> **Aim of the task**
Write out again, word for word, the lines below from the line that holds "Clone this screenshot in React and" through the line that holds "import React from 'react';", omitting pictures.

> **Dataset rows**
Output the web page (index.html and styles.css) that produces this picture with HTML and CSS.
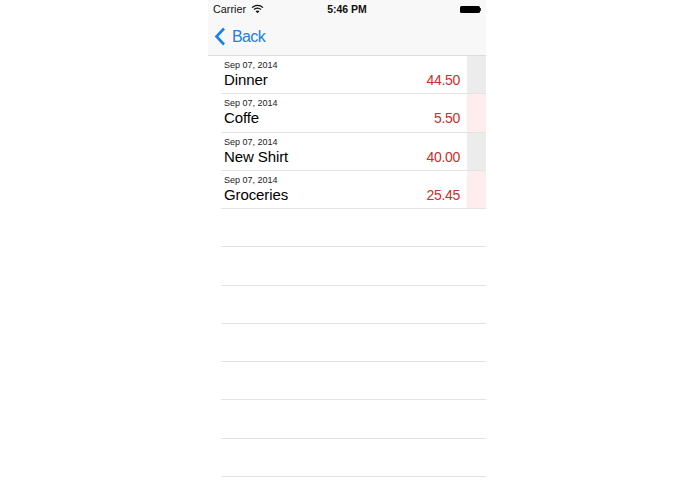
FILE: index.html
```html
<!DOCTYPE html>
<html lang="en">
<head>
    <meta charset="UTF-8">
    <meta name="viewport" content="width=device-width, initial-scale=1.0">
    <title>Expenses</title>
    <link rel="stylesheet" href="styles.css">
</head>
<body>
    <div class="phone">
        <!-- Status bar and nav -->
        <div class="top-bar">
            <div class="status-bar">
                <div class="status-left">
                    <span>Carrier</span>
                    <svg class="wifi" width="13" height="10" viewBox="0 0 13 10">
                        <path d="M1 3.6C4.1 .7 8.9 .7 12 3.6" fill="none" stroke="#111" stroke-width="1.3"/>
                        <path d="M3 5.6C5 3.9 8 3.9 10 5.6" fill="none" stroke="#111" stroke-width="1.3"/>
                        <path d="M4.6 7.2C5.7 6.3 7.3 6.3 8.4 7.2L6.5 9.3Z" fill="#111"/>
                    </svg>
                </div>
                <div class="status-time">5:46 PM</div>
                <div class="battery"><div class="battery-body"></div><div class="battery-tip"></div></div>
            </div>
            <div class="nav-bar">
                <svg class="back-icon" width="12" height="19" viewBox="0 0 12 19">
                    <path d="M10 1.5L2.5 9.5L10 17.5" fill="none" stroke="#1a7fe6" stroke-width="2.6"/>
                </svg>
                <span class="back-label">Back</span>
            </div>
        </div>

        <!-- Expense list -->
        <div class="list">
            <div class="row">
                <div class="row-main">
                    <div class="row-date">Sep 07, 2014</div>
                    <div class="row-line"><span>Dinner</span><span class="amount">44.50</span></div>
                </div>
                <div class="stripe stripe-grey"></div>
            </div>
            <div class="row">
                <div class="row-main">
                    <div class="row-date">Sep 07, 2014</div>
                    <div class="row-line"><span>Coffe</span><span class="amount">5.50</span></div>
                </div>
                <div class="stripe stripe-pink"></div>
            </div>
            <div class="row">
                <div class="row-main">
                    <div class="row-date">Sep 07, 2014</div>
                    <div class="row-line"><span>New Shirt</span><span class="amount">40.00</span></div>
                </div>
                <div class="stripe stripe-grey"></div>
            </div>
            <div class="row">
                <div class="row-main">
                    <div class="row-date">Sep 07, 2014</div>
                    <div class="row-line"><span>Groceries</span><span class="amount">25.45</span></div>
                </div>
                <div class="stripe stripe-pink"></div>
            </div>
            <div class="row"></div>
            <div class="row"></div>
            <div class="row"></div>
            <div class="row"></div>
            <div class="row"></div>
            <div class="row"></div>
            <div class="row"></div>
        </div>
    </div>
</body>
</html>
```

FILE: styles.css
```css
* {
    margin: 0;
    padding: 0;
    box-sizing: border-box;
}
html, body {
    width: 100%;
    height: 100%;
    background-color: #fff;
    overflow: hidden;
    font-family: "Liberation Sans", Arial, sans-serif;
    color: #000;
}
body {
    padding-left: 208px;
}
.phone {
    width: 278px;
}
/* Top bar */
.top-bar {
    height: 56px;
    background-color: #f8f8f8;
    border-bottom: 1px solid #dcdcdc;
}
.status-bar {
    height: 18px;
    display: flex;
    align-items: center;
    padding: 0 5px 0 5px;
    font-size: 10.8px;
    color: #111;
}
.status-left {
    flex: 1;
    display: flex;
    align-items: center;
    gap: 5px;
}
.status-time {
    font-weight: bold;
    font-size: 10.5px;
}
.battery {
    flex: 1;
    display: flex;
    align-items: center;
    justify-content: flex-end;
}
.battery-body {
    width: 20px;
    height: 7px;
    background-color: #000;
    border-radius: 1.5px;
}
.battery-tip {
    width: 1px;
    height: 3px;
    background-color: #333;
}
.nav-bar {
    height: 37px;
    display: flex;
    align-items: center;
    padding-left: 6px;
    gap: 6px;
}
.back-label {
    font-size: 16px;
    letter-spacing: -0.6px;
    color: #1a7fe6;
}
/* List */
.list {
    margin-left: 13px;
}
.row {
    height: 38.25px;
    display: flex;
    border-bottom: 1px solid #e3e3e3;
}
.row-main {
    flex: 1;
    padding: 4px 7px 0 3px;
}
.row-date {
    font-size: 9px;
    line-height: 11px;
    color: #222;
}
.row-line {
    display: flex;
    justify-content: space-between;
    align-items: baseline;
    font-size: 15px;
    letter-spacing: -0.1px;
    line-height: 18px;
}
.amount {
    font-size: 14px;
    letter-spacing: -0.3px;
    color: #c8302a;
}
.stripe {
    width: 19px;
}
.stripe-grey {
    background-color: #ececec;
}
.stripe-pink {
    background-color: #ffecec;
}
```
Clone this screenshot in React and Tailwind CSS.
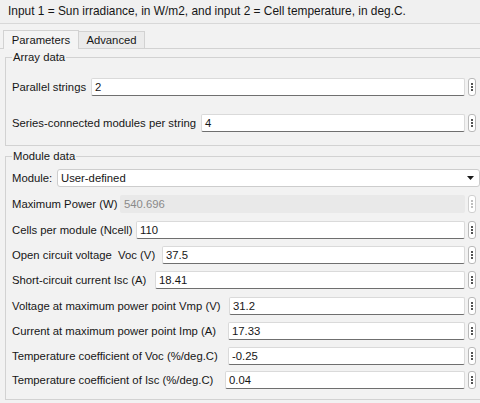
import React from 'react';

const Spinner = ({ disabled }) => (
  <div className={`ml-[3px] mr-[5px] w-[8px] h-[18px] shrink-0 rounded-[3px] border bg-white flex flex-col items-center justify-center gap-[1px] ${disabled ? 'border-[#d0d0d0]' : 'border-[#b9b9b9]'}`}>
    <span className={`w-[2px] h-[2px] rounded-full ${disabled ? 'bg-[#a8a8a8]' : 'bg-[#1a1a1a]'}`} />
    <span className={`w-[2px] h-[2px] rounded-full ${disabled ? 'bg-[#a8a8a8]' : 'bg-[#1a1a1a]'}`} />
    <span className={`w-[2px] h-[2px] rounded-full ${disabled ? 'bg-[#a8a8a8]' : 'bg-[#1a1a1a]'}`} />
  </div>
);

const ParamRow = ({ label, labelWidth, value, disabled, className = '' }) => (
  <div className={`flex items-center h-[18px] ${className}`}>
    <span className={`whitespace-pre shrink-0 ${labelWidth}`}>{label}</span>
    {disabled ? (
      <div className="ml-[5px] flex-1 h-[18px] bg-[#e9e9e9] rounded-[2px] flex items-center pl-[4px] text-[#8a8a8a]">
        {value}
      </div>
    ) : (
      <div className="ml-[5px] flex-1 h-[18px] bg-white border border-[#dadada] border-b-[#6f6f6f] rounded-[2px] flex items-center pl-[3px]">
        {value}
      </div>
    )}
    <Spinner disabled={disabled} />
  </div>
);

const moduleParams = [
  { label: 'Cells per module (Ncell)', w: 'w-[119px]', value: '110', mt: 'mt-[8px]' },
  { label: 'Open circuit voltage  Voc (V)', w: 'w-[145px]', value: '37.5', mt: 'mt-[7px]' },
  { label: 'Short-circuit current Isc (A)', w: 'w-[138px]', value: '18.41', mt: 'mt-[7px]' },
  { label: 'Voltage at maximum power point Vmp (V)', w: 'w-[212px]', value: '31.2', mt: 'mt-[8px]' },
  { label: 'Current at maximum power point Imp (A)', w: 'w-[211px]', value: '17.33', mt: 'mt-[7px]' },
  { label: 'Temperature coefficient of Voc (%/deg.C)', w: 'w-[211px]', value: '-0.25', mt: 'mt-[7px]' },
  { label: 'Temperature coefficient of Isc (%/deg.C)', w: 'w-[208px]', value: '0.04', mt: 'mt-[6px]' },
];

export default function App() {
  return (
    <div className="w-[480px] h-[403px] overflow-hidden bg-[#f2f2f2] text-[#161616] text-[11.3px] leading-[13px] font-['Liberation_Sans',Arial,sans-serif]">
      {/* Description */}
      <div className="h-[24px] flex items-center pl-[8px] border-b border-[#d8d8d8] bg-[#f0f0f0] text-[11.9px]">
        Input 1 = Sun irradiance, in W/m2, and input 2 = Cell temperature, in deg.C.
      </div>

      {/* Tabs */}
      <div className="mt-[6px] h-[19px] flex items-end pl-[3px] border-b border-[#d2d2d2]">
        <div className="w-[76px] h-[19px] -mb-px flex items-center justify-center border border-b-0 border-[#d2d2d2] bg-[#f4f4f4]">
          Parameters
        </div>
        <div className="w-[66px] h-[18px] -mb-px flex items-center justify-center border border-l-0 border-[#d2d2d2] bg-[#ebebeb]">
          Advanced
        </div>
      </div>

      {/* Array data */}
      <fieldset className="ml-[5px] mt-[2px] w-[477px] h-[95px] border border-[#d2d2d2] pl-[6px]">
        <legend className="px-[1px]">Array data</legend>
        <ParamRow label="Parallel strings" labelWidth="w-[74px]" value="2" className="mt-[14px]" />
        <ParamRow label="Series-connected modules per string" labelWidth="w-[184px]" value="4" className="mt-[18px]" />
      </fieldset>

      {/* Module data */}
      <fieldset className="ml-[5px] mt-[4px] w-[477px] h-[250px] border border-[#d2d2d2] pl-[6px]">
        <legend className="px-[1px]">Module data</legend>
        <div className="flex items-center h-[18px] mt-[6px]">
          <span className="shrink-0 w-[40px]">Module:</span>
          <div className="ml-[5px] mr-[1px] flex-1 h-[18px] bg-white border border-[#cdcdcd] rounded-[3px] flex items-center justify-between pl-[3px] pr-[5px]">
            <span>User-defined</span>
            <svg width="7" height="4" viewBox="0 0 7 4">
              <path d="M0 0 L7 0 L3.5 4 Z" fill="#1a1a1a" />
            </svg>
          </div>
        </div>
        <ParamRow label="Maximum Power (W)" labelWidth="w-[103px]" value="540.696" disabled className="mt-[8px]" />
        {moduleParams.map((p) => (
          <ParamRow key={p.label} label={p.label} labelWidth={p.w} value={p.value} className={p.mt} />
        ))}
      </fieldset>
    </div>
  );
}
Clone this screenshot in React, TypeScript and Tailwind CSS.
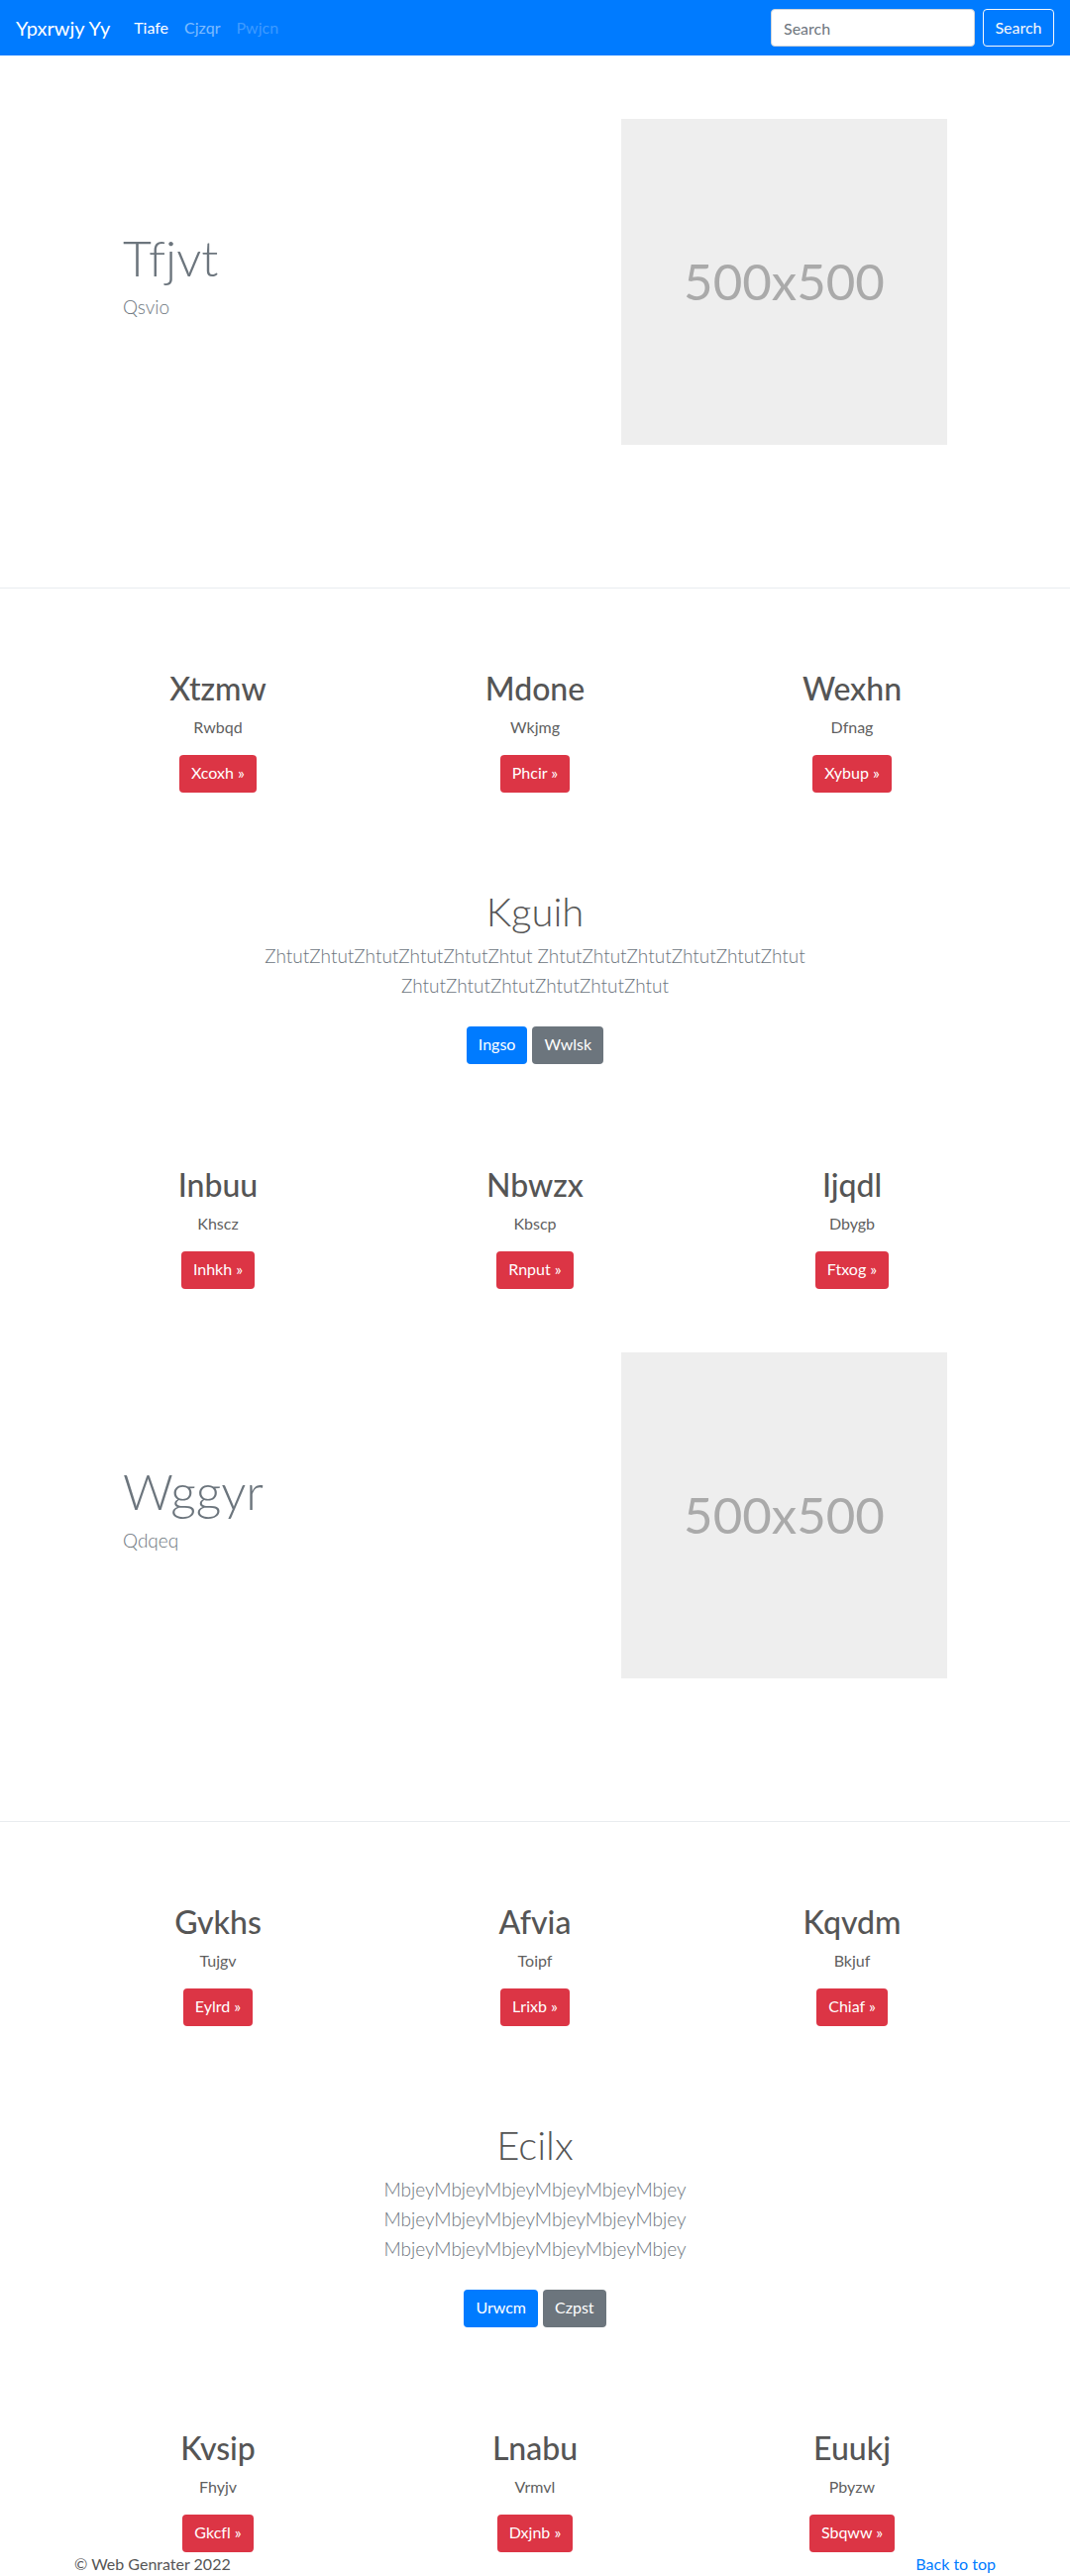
import React from "react";

const font = { fontFamily: '"Segoe UI", Lato, "Noto Sans", sans-serif' };

type Feature = { title: string; sub: string; btn: string };

const FeatureRow = ({ items, pt }: { items: Feature[]; pt: string }) => (
  <div className={`w-[960px] mx-auto px-[15px] ${pt}`}>
    <div className="grid grid-cols-3 gap-[30px] text-center">
      {items.map((f) => (
        <div key={f.title}>
          <h2 className="text-[32px] leading-[38px] font-medium text-[#555] mb-2">
            {f.title}
          </h2>
          <p className="text-[16px] leading-[24px] text-[#5f5f5f] mb-4">{f.sub}</p>
          <p>
            <a className="inline-block h-[38px] px-3 py-[6px] text-[16px] leading-[24px] text-white bg-[#dc3545] rounded-[4px]">
              {f.btn} &raquo;
            </a>
          </p>
        </div>
      ))}
    </div>
  </div>
);

const Hero = ({ title, sub, pt }: { title: string; sub: string; pt: string }) => (
  <section className={`${pt} pb-[144px] border-b border-[#e9ecef]`}>
    <div className="w-[960px] mx-auto px-[15px] grid grid-cols-2 gap-[30px] items-center">
      <div className="pl-[49px]">
        <h1 className="text-[50px] leading-[62px] font-light text-[#6c757d] mb-1">{title}</h1>
        <p className="text-[19px] leading-[30px] font-light text-[#6c757d] mb-4">{sub}</p>
      </div>
      <div className="flex justify-end pr-[49px]">
        <div className="w-[329px] h-[329px] bg-[#eeeeee] flex items-center justify-center text-[51px] text-[#aaaaaa]">
          500x500
        </div>
      </div>
    </div>
  </section>
);

const Jumbo = ({
  title,
  text,
  primary,
  secondary,
}: {
  title: string;
  text: string;
  primary: string;
  secondary: string;
}) => (
  <section className="pt-[96px] text-center">
    <div className="w-[640px] mx-auto px-[15px]">
      <h1 className="text-[40px] leading-[48px] font-light text-[#555] mb-[6px]">{title}</h1>
      <p className="text-[19px] leading-[30px] font-light text-[#6c757d] mb-[26px]">{text}</p>
      <div className="flex justify-center gap-[5px]">
        <a className="h-[38px] px-3 py-[6px] text-[16px] leading-[24px] text-white bg-[#007bff] rounded-[4px]">
          {primary}
        </a>
        <a className="h-[38px] px-3 py-[6px] text-[16px] leading-[24px] text-white bg-[#6c757d] rounded-[4px]">
          {secondary}
        </a>
      </div>
    </div>
  </section>
);

export default function App() {
  return (
    <div
      className="bg-white min-h-[2600px] text-[#212529] [font-variant-ligatures:none]"
      style={font}
    >
      <nav className="h-[56px] bg-[#007bff] px-4 flex items-center">
        <a className="text-[20px] leading-[30px] text-white mr-4">Ypxrwjy Yy</a>
        <ul className="flex text-[16px] leading-[24px]">
          <li className="px-2 text-white">Tiafe</li>
          <li className="px-2 text-white/50">Cjzqr</li>
          <li className="px-2 text-white/25">Pwjcn</li>
        </ul>
        <div className="ml-auto flex items-center">
          <input
            placeholder="Search"
            className="w-[206px] h-[38px] px-3 text-[16px] bg-white border border-[#ced4da] rounded-[4px] placeholder:text-[#6c757d] outline-none"
          />
          <button className="ml-2 h-[38px] w-[72px] text-[16px] text-[#f8f9fa] border border-[#f8f9fa] rounded-[4px]">
            Search
          </button>
        </div>
      </nav>

      <Hero title="Tfjvt" sub="Qsvio" pt="pt-[64px]" />

      <FeatureRow
        pt="pt-[82px]"
        items={[
          { title: "Xtzmw", sub: "Rwbqd", btn: "Xcoxh" },
          { title: "Mdone", sub: "Wkjmg", btn: "Phcir" },
          { title: "Wexhn", sub: "Dfnag", btn: "Xybup" },
        ]}
      />

      <Jumbo
        title="Kguih"
        text="ZhtutZhtutZhtutZhtutZhtutZhtut ZhtutZhtutZhtutZhtutZhtutZhtut ZhtutZhtutZhtutZhtutZhtutZhtut"
        primary="Ingso"
        secondary="Wwlsk"
      />

      <FeatureRow
        pt="pt-[103px]"
        items={[
          { title: "Inbuu", sub: "Khscz", btn: "Inhkh" },
          { title: "Nbwzx", sub: "Kbscp", btn: "Rnput" },
          { title: "Ijqdl", sub: "Dbygb", btn: "Ftxog" },
        ]}
      />

      <Hero title="Wggyr" sub="Qdqeq" pt="pt-[64px]" />

      <FeatureRow
        pt="pt-[82px]"
        items={[
          { title: "Gvkhs", sub: "Tujgv", btn: "Eylrd" },
          { title: "Afvia", sub: "Toipf", btn: "Lrixb" },
          { title: "Kqvdm", sub: "Bkjuf", btn: "Chiaf" },
        ]}
      />

      <Jumbo
        title="Ecilx"
        text="MbjeyMbjeyMbjeyMbjeyMbjeyMbjey MbjeyMbjeyMbjeyMbjeyMbjeyMbjey MbjeyMbjeyMbjeyMbjeyMbjeyMbjey"
        primary="Urwcm"
        secondary="Czpst"
      />

      <FeatureRow
        pt="pt-[103px]"
        items={[
          { title: "Kvsip", sub: "Fhyjv", btn: "Gkcfl" },
          { title: "Lnabu", sub: "Vrmvl", btn: "Dxjnb" },
          { title: "Euukj", sub: "Pbyzw", btn: "Sbqww" },
        ]}
      />

      <footer className="w-[960px] mx-auto px-[15px] flex justify-between text-[16px] leading-[24px]">
        <p className="text-[#555]">&copy; Web Genrater 2022</p>
        <a className="text-[#007bff]">Back to top</a>
      </footer>
    </div>
  );
}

> **The solution**
Clone this screenshot in React and Tailwind CSS.
import React from 'react';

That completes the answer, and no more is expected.